## [What you need to do]
Nothing after the line with "string, string, string];" belongs in the copy; extract the lines below from the top through that line, pictures left out.

## [Recorded information]
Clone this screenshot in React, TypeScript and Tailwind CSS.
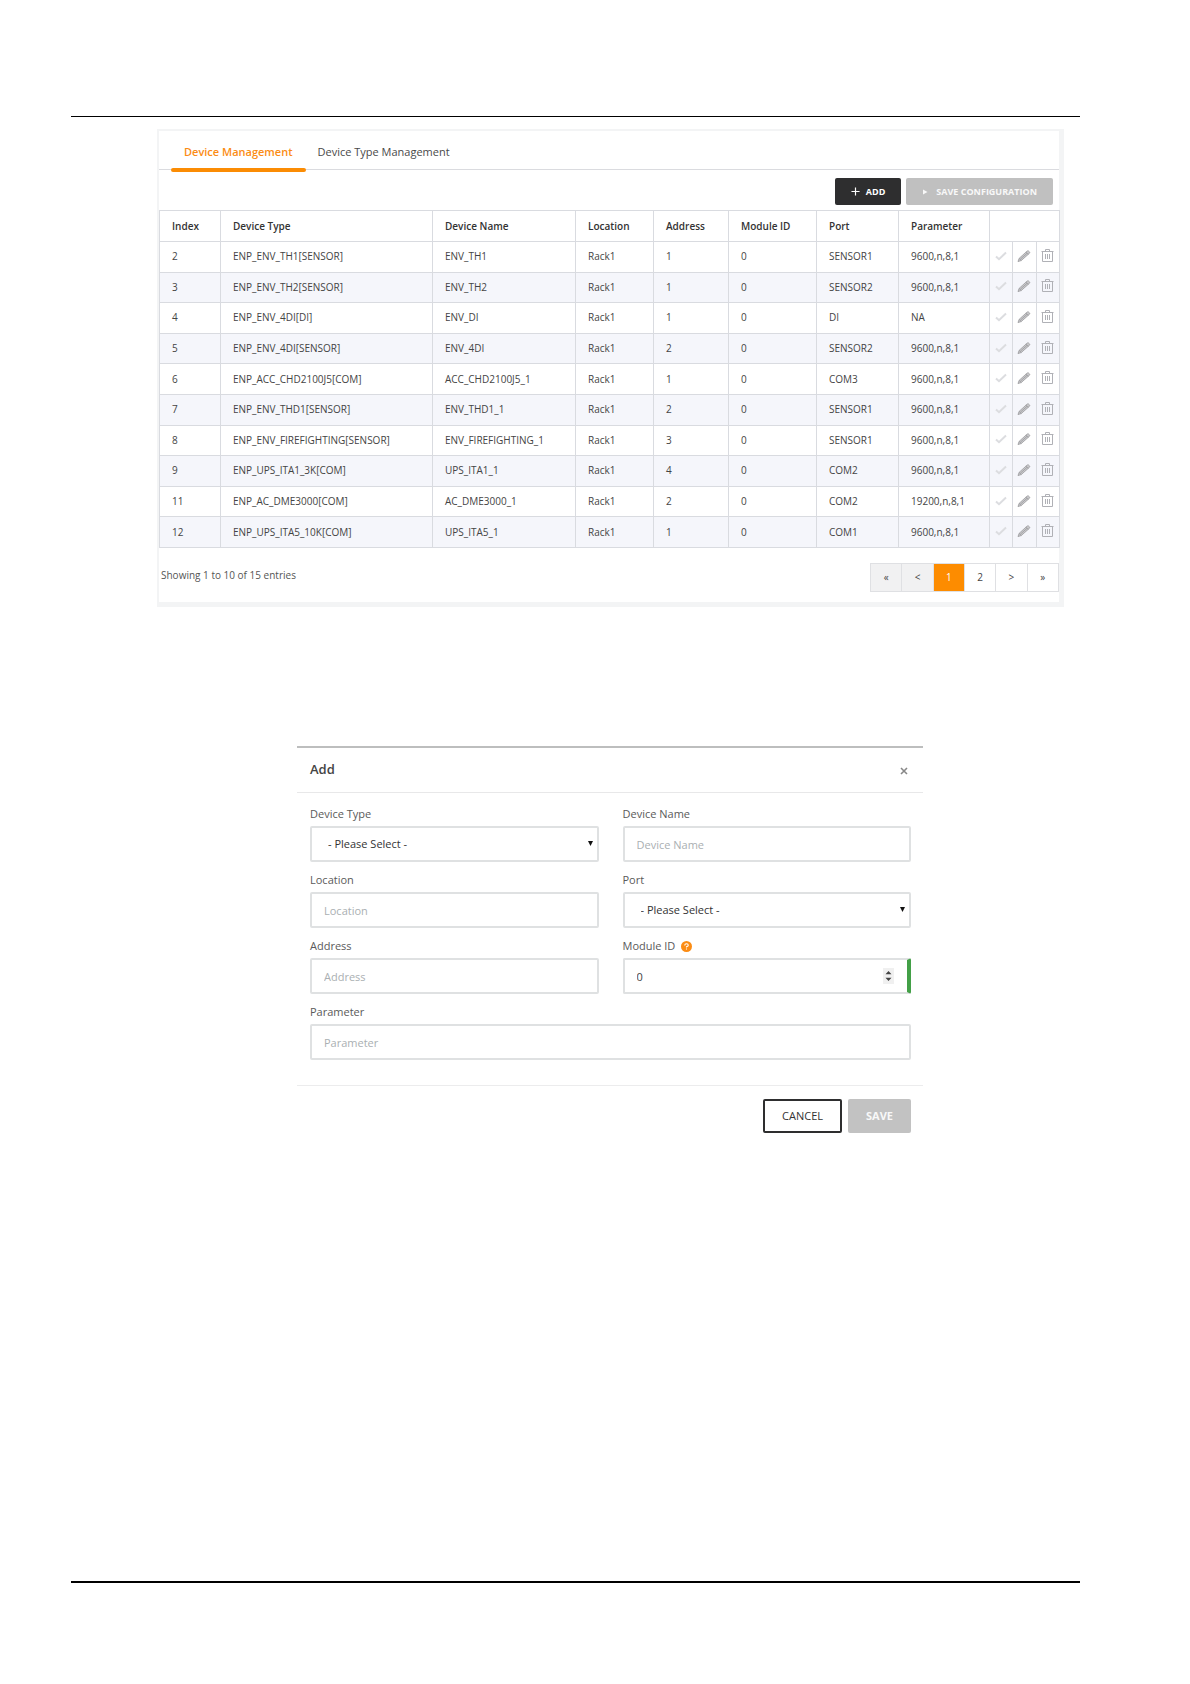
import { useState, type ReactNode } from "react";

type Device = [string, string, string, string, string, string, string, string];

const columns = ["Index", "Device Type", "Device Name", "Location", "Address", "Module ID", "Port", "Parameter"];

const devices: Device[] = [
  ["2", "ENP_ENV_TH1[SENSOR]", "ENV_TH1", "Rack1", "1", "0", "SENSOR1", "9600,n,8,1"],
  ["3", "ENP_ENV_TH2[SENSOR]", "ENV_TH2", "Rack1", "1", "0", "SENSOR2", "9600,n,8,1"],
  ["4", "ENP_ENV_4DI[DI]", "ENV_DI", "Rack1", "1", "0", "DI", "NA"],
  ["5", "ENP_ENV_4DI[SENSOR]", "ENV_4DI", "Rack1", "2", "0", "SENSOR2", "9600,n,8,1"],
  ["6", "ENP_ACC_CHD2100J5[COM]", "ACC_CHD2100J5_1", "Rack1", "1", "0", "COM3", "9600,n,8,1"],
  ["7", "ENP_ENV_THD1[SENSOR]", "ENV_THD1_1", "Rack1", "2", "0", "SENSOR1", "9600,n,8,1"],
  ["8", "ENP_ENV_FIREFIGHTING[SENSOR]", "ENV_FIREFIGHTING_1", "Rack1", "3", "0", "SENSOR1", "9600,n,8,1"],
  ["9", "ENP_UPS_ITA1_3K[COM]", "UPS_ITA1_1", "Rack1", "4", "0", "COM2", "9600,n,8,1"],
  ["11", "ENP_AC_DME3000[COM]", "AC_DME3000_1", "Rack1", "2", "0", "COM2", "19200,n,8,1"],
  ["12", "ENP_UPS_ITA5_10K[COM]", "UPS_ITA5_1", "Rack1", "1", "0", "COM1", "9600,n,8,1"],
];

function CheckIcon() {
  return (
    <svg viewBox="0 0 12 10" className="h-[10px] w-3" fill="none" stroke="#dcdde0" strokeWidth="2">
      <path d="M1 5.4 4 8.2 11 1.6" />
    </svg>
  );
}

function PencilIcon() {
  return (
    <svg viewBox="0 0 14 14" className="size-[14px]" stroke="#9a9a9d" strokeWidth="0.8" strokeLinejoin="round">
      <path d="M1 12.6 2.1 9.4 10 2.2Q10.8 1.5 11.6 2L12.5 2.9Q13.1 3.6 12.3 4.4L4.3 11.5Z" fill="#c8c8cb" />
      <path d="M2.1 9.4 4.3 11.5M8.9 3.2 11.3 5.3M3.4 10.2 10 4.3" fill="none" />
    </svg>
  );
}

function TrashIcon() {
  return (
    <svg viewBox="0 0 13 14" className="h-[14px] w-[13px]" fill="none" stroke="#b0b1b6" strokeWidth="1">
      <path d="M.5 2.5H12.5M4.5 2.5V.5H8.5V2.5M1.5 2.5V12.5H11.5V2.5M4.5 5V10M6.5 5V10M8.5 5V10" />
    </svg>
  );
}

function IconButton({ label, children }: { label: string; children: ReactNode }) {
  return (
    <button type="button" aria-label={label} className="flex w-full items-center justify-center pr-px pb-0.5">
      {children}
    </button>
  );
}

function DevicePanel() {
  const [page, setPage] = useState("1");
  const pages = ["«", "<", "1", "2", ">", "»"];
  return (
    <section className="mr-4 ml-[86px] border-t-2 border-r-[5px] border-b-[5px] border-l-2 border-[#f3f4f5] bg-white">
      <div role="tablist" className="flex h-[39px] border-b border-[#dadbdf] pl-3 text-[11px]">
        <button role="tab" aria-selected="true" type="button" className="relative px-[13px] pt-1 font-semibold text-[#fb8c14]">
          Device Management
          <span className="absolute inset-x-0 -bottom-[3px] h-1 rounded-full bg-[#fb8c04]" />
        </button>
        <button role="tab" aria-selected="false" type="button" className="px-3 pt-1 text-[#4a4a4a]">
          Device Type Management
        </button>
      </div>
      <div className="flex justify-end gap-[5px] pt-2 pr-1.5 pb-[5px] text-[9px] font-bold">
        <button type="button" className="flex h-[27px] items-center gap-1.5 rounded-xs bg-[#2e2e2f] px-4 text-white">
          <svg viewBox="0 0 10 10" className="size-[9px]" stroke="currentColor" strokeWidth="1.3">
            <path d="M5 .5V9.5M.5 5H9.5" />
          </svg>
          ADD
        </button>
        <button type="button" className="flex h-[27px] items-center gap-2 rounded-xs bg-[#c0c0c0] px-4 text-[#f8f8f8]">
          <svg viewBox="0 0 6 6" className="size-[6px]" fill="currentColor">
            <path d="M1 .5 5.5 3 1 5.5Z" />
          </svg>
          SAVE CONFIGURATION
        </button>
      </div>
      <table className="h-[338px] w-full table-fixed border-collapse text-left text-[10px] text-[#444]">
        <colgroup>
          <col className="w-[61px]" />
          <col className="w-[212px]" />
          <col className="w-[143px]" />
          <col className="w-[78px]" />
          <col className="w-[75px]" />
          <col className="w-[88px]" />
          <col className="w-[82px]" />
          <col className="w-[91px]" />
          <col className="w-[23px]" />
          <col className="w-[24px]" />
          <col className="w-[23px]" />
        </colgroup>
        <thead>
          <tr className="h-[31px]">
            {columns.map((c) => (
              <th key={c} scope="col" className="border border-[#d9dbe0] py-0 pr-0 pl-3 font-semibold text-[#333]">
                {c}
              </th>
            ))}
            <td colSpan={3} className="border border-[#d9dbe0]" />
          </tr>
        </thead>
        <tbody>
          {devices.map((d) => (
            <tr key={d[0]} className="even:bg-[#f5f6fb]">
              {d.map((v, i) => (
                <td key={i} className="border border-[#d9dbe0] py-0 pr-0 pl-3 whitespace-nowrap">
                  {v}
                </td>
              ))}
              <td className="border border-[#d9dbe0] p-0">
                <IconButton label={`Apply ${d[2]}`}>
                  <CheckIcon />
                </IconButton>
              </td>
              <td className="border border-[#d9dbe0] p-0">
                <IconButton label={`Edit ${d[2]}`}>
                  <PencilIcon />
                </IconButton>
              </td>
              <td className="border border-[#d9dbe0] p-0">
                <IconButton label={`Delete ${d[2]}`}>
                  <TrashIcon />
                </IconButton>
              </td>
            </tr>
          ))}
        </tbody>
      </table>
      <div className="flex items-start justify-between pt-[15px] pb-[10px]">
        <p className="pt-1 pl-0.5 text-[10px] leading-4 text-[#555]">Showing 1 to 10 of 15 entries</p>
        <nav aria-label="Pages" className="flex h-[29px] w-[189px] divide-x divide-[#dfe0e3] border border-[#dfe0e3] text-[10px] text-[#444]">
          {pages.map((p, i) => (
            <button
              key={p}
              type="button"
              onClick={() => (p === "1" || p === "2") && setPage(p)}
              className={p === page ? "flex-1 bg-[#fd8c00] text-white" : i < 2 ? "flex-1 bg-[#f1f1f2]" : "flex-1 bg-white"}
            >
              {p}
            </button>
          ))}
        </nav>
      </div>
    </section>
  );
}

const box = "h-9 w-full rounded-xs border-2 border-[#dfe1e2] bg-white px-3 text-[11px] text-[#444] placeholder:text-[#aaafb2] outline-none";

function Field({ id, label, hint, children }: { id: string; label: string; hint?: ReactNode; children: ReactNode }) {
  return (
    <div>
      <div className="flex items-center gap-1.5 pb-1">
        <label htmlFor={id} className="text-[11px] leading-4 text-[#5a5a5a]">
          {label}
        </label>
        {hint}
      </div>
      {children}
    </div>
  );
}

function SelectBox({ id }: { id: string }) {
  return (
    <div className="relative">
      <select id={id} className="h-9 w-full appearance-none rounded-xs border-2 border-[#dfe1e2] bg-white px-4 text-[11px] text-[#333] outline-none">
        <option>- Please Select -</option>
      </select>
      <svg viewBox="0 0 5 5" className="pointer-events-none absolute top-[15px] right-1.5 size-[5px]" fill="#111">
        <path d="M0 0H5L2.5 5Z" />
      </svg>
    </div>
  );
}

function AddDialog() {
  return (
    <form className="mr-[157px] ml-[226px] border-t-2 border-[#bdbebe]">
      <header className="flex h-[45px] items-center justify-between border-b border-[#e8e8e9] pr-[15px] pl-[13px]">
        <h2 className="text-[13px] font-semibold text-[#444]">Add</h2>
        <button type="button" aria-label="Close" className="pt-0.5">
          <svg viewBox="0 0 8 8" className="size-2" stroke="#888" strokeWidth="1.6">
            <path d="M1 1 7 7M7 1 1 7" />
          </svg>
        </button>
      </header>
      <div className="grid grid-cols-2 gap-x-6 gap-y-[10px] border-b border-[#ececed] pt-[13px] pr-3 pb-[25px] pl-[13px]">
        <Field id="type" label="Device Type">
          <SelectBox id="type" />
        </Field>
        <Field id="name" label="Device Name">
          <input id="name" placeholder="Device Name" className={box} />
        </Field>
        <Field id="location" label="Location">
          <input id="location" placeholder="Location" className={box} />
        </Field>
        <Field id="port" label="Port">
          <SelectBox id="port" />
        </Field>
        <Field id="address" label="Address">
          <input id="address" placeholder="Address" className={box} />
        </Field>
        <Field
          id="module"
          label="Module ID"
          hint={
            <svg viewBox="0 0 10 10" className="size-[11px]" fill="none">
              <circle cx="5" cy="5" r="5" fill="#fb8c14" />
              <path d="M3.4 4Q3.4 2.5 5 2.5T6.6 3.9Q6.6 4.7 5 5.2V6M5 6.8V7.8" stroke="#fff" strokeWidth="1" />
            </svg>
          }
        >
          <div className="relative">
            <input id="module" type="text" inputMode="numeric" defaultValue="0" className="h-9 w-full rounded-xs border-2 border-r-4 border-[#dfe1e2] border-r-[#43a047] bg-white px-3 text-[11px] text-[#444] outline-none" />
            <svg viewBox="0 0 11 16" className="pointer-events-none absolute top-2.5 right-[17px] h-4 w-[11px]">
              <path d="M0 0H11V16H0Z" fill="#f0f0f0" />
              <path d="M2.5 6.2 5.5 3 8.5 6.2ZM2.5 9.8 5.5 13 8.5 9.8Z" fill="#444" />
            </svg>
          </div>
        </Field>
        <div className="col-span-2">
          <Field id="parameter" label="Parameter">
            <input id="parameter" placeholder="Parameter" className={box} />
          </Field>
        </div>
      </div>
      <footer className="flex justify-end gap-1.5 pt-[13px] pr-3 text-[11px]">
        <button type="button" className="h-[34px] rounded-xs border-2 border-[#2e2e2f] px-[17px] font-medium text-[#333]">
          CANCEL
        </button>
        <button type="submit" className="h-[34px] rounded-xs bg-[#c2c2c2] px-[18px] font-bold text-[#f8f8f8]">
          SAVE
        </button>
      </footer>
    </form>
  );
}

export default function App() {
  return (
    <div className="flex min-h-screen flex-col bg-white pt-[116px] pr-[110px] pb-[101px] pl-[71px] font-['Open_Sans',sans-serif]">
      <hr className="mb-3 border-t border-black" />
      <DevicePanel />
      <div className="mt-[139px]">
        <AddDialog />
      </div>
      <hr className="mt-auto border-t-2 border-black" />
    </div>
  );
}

## [Result]
Clone this screenshot in React, TypeScript and Tailwind CSS.
import { useState, type ReactNode } from "react";

type Device = [string, string, string, string, string, string, string, string];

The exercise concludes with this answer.